Los allanamientos de las oficinas de Lázaro Báez ordenados por el juez federal en lo penal tributario Javier López Biscayart, conmovieron al poder. El magistrado es uno de aquellos a los que el Gobierno no ha podido doblegar. La verdad es que cualquier juez independiente que se animara, encontraría material de sobra para investigar los hechos de corrupción que comprometen seriamente a personajes clave del kirchnerismo. La novedad de lo sucedido en estos días es que el cerco ha comenzado a estrecharse. Investigar a Báez es investigar a los Kirchner es decir, a la Presidenta.
El hecho más incomprensible de estas horas ha sido el ascenso a teniente general de César Milani y su confirmación como comandante en Jefe del Ejército. El empecinamiento de la Presidenta no ha hecho más que consolidar el nivel de las objeciones existentes contra el controvertido general. Por su postura de cercanía al oficialismo, Milani hace acordar al general Alberto Numa Laplane, hombre cercano a José López Rega, que ocupó la jefatura del Ejército en 1974. En aquel momento, Numa Laplane, que hablaba del profesionalismo integrado, también quiso identificar al Ejército con el Gobierno. ¿Qué lo ha llevado al kirchnerismo a hacer la vista gorda ante las evidencias que dan sustento a las denuncias obrantes contra Milani? ¿Cuál es el favor que el nuevo comandante en jefe le está haciendo al kirchnerismo?

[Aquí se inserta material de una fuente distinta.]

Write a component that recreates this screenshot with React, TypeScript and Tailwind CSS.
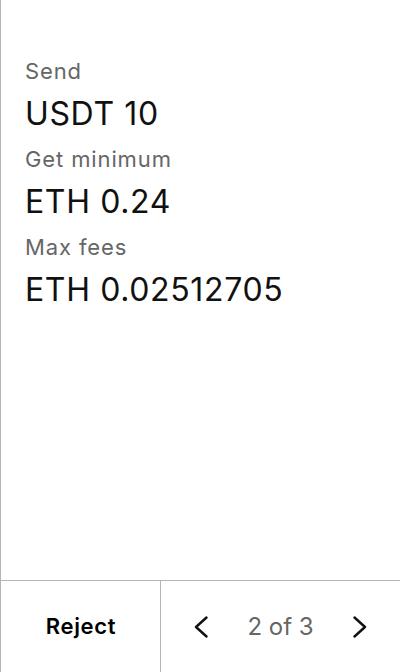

Se sabe que la Presidenta está absolutamente disconforme con el Servicio de Inteligencia del Estado (SIE) al que le reprocha, entre otras cosas, no haberle advertido acerca de la postulación de Sergio Massa que terminó siendo demoledora para la concreción del proyecto “Cristina Eterna”. Desde ese entonces, el Servicio de Inteligencia del Ejército, a cuyo cargo está Milani, ha ganado la confianza de la jefa de Estado. El hecho de que el jefe militar conserve el cargo junto con el de la comandancia en jefe del arma, es algo nunca visto en la historia reciente del Ejército, cuyo presupuesto para el área de inteligencia ha sido aumentado significativamente según se supo oficialmente el viernes último.
“El mismo gobierno que descolgó el cuadro de Videla, colgó el de Milani”, fue una frase con la que figuras referentes de distintas organizaciones de derechos humanos resumieron la profunda contradicción que representa el ascenso y la confirmación del general. Contradicción tan manifiestamente brutal que hace innecesario cualquier otro agregado.